NAIROBI, Kenya (CWR) – Some observers have viewed the latest elections in the Democratic Republic of Congo (DRC) as a new dawn for the troubled country that has never enjoyed a peaceful transfer of power since its independence from Belgium in 1960.
On January 10th, the Independent National Electoral Commission (CENI) announced that Felix Tshisekedi, one of the main opposition leaders, as the winner in the polls. This was the outcome of the December 30th national election, through which the country was voting to find a successor to President Joseph Kabila who is relinquishing power after 18 years as president.
If the election of Tshisekedi is confirmed on January 15, he will replace the 47-year-old leader, who rose to the presidency in 2001 after the assassination of his father.
But Catholic bishops in the central African country have concerns about the voting and result, raising questions and charging that Tshisekedi’s win contradicts the findings electoral observers commissioned by the bishops’ conference.
“We find that the results of the presidential election as published by CENI do not correspond to the data collected by our observation mission,” said Archbishop Marcel Utembi of Kisangani and the President of the National Episcopal Conference of Congo (CENCO) on January 10th.
40,000 observers had been deployed in polling stations, and call center was staffed with 400 agents. It center collected data which after analysis reportedly gave a different outcome from that of CENI.
Tshisekedi, who is the 55-year-old son of the veteran opposition leader Etienne Tshisekedi (who died in 2017), garnered 38.57 per cent, the equivalent of seven million votes. The politician leads the Union for Democracy and Social Change, the country’s largest opposition group, which he inherited from his father.
Martin Fayulu, a former businessman and seasoned politician, was placed second with 6.4 million votes. President Joseph Kabila’s preferred successor, Emmanuel Ramazani Shadary, come a distant third with 4.4 million votes, in the result whose announcement had been postponed several times.
Over 40 million of the country over 80 million people had registered voters, but only 18 million turned out to vote. Nearly 40 percent of the Congolese people are Catholics.
Last week, Fr. Donatien Nshole, the general secretary of the National Episcopal Conference of Congo (CENCO), while saying the church knew who had won the election, cautioned CENI against publishing results that were to the contrary.
“Data in possession from the vote counting reports from polling stations designates the selection of one candidate as president,” said Nshole.
The statement attracted harsh criticisms from CENI and the government, which accused the bishop of setting-up the nation for violent protests. But the bishops responded by stating that irregularities and publishing misleading results would irritate the populations and possibly lead to violence.

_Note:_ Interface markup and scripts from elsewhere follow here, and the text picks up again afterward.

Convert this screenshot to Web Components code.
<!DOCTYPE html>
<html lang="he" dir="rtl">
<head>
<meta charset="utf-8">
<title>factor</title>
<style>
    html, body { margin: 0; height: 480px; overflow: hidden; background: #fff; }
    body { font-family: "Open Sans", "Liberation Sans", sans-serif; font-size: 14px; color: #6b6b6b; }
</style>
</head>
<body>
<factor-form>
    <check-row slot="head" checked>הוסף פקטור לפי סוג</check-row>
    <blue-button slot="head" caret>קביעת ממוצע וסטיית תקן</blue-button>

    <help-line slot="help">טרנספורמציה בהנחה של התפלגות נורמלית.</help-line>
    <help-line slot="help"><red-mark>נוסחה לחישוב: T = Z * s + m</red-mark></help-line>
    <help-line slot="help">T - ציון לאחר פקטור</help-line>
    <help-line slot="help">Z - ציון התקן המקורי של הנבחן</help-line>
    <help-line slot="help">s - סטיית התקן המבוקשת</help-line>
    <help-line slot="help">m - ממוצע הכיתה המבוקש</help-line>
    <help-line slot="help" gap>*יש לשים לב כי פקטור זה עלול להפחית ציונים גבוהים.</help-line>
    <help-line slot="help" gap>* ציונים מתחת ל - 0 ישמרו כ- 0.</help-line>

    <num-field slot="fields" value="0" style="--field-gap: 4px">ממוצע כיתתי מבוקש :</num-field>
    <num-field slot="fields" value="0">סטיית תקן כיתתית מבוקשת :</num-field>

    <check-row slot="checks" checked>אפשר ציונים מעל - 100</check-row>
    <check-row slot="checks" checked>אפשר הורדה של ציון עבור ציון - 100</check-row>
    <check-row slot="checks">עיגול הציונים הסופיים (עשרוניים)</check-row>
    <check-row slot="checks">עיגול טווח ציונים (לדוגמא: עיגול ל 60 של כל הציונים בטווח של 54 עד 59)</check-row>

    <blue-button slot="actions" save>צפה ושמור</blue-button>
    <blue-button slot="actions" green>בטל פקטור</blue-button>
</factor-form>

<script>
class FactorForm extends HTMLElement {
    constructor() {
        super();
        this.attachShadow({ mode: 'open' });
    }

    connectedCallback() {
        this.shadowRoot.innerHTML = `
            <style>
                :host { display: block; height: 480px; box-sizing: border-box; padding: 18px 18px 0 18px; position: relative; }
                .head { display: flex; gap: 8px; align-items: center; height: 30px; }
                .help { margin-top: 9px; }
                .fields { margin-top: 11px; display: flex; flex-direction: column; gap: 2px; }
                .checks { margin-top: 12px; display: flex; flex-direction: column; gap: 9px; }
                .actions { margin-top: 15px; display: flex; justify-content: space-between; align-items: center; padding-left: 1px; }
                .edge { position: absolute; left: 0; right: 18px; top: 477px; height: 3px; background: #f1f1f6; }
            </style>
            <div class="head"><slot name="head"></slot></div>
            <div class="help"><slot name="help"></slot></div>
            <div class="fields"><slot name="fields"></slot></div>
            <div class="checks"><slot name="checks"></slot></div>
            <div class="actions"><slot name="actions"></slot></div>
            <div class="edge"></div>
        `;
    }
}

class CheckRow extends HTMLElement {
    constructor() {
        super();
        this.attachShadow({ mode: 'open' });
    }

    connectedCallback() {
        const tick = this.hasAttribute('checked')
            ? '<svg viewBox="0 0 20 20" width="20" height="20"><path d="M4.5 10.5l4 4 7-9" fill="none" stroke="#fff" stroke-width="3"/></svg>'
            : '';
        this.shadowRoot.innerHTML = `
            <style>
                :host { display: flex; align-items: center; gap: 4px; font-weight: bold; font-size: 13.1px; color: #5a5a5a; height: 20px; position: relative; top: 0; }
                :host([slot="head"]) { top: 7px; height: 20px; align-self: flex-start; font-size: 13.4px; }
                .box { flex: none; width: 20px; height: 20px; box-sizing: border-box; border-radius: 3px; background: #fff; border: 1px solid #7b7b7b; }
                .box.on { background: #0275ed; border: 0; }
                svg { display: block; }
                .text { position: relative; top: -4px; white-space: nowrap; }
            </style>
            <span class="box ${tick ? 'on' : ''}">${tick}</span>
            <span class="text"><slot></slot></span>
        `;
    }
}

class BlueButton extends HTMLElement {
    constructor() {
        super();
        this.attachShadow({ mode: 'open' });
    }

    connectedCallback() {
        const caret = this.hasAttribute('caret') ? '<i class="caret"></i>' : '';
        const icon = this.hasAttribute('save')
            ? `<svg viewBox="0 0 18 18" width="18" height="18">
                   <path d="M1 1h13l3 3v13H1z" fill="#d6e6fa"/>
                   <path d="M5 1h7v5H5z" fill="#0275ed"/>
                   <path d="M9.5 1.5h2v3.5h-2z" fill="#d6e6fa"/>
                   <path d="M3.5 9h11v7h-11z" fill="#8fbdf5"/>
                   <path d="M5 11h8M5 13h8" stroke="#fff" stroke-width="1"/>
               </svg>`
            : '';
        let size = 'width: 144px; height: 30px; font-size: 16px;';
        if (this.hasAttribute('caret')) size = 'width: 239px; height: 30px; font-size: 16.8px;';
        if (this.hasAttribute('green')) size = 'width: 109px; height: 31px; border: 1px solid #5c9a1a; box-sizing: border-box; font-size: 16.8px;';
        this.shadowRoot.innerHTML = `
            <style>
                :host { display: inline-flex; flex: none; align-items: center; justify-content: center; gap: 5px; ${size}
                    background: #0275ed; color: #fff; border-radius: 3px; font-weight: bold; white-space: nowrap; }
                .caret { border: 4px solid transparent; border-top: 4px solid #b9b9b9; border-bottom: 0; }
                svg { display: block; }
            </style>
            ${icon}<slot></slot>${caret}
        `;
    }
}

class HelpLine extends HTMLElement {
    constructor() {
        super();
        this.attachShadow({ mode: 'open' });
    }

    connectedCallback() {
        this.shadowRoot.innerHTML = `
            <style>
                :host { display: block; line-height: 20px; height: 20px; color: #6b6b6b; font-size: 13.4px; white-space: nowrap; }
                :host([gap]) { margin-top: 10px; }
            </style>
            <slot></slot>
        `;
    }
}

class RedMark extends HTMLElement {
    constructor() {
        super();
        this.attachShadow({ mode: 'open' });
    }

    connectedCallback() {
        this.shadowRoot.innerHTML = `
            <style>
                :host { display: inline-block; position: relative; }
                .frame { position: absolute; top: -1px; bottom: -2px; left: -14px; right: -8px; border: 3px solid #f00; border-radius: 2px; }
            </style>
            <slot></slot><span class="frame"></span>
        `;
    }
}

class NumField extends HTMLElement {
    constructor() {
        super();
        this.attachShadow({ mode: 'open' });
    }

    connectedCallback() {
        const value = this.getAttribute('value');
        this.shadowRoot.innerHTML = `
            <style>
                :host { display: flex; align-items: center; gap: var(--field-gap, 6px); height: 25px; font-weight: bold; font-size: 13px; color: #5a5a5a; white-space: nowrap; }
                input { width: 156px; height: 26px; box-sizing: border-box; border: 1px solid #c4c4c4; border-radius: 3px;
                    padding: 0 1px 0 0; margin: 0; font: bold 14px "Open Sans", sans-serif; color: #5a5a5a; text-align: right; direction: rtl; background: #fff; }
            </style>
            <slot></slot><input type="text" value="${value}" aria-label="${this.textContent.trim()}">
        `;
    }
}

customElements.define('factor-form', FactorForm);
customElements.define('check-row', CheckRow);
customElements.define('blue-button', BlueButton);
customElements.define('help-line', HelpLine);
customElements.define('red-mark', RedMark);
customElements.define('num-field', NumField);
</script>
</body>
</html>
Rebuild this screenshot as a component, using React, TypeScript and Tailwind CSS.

“Therefore, if there is an uprising, CENI would be to blame,” said Utembi.
Still, with fears of violent protests, Utembi has asked the people to remain peaceful and shun actions that could ignite violence. He also wants those aggrieved by the election result channel their grievances through the courts in accordance with the constitution and the electoral law.
At the moment, Tshisekedi’s win has stirred celebrations in his strongholds, but doubts have spread in other regions with some observers and ordinary people fearing that the vote had been stolen. Some violence being reported in Fayulu’s strongholds, and there are reports that four people have been killed in protests of the election results.
However, with allegations of voter manipulation and fraud, there are fears that violence could intensify and spread further. In 2006 and 2011, Catholic bishops expressed doubts about the outcome of the elections won by Kabila, and subsequent disputes sparked violent post-election protests. Since 2003, the bishops have encouraged civic education to consolidate democracy in the country badly affected by war and bad governance.
The elections were to be held in 2016 when Kabila’s second and last term ended, but the leader clung to power, alleging that the country was not ready for the polls. That put the leader on a collision course with Catholic bishops, who have been keen to seek democracy and peace gain ground in the troubled country. With growing international pressure and a deal brokered by the Catholic bishops, Kabila agreed to leave power after an election.
Fayulu, who leads the Engagement for Citizenship and Development Party, has rejected the results as an “electoral coup.” He had enjoyed a wide lead in pre-election polls. According to various reports, diplomats who reviewed the Church’s observer mission data have suggested he had won the election. He called on the Catholic Church and its observer groups to release its findings and for his supporters to protest the results. Reuters has since reported that Fayulu will file a formal fraud complaint on Saturday, January 12th, in the nation’s Constitutional Court, which is the highest constitutional authority in Congo.
Emerging allegations suggest that Kabila and Tshisekedi struck a political deal. Tshisekedi’s side has not denied talking to Kabila, but explained that any communication was to ensure peaceful transfer of power.
Tshisekedi has sounded reconciliatory, saying he will be president for all Congolese people. He paid tribute to the outgoing president, stating he is a partner in DRC’s democratic change, rather than an adversary. Meanwhile, Congo remains a troubled nation plagued by a host of humanitarian crises, including the Ebola epidemic and deadly conflicts in the eastern parts of the country.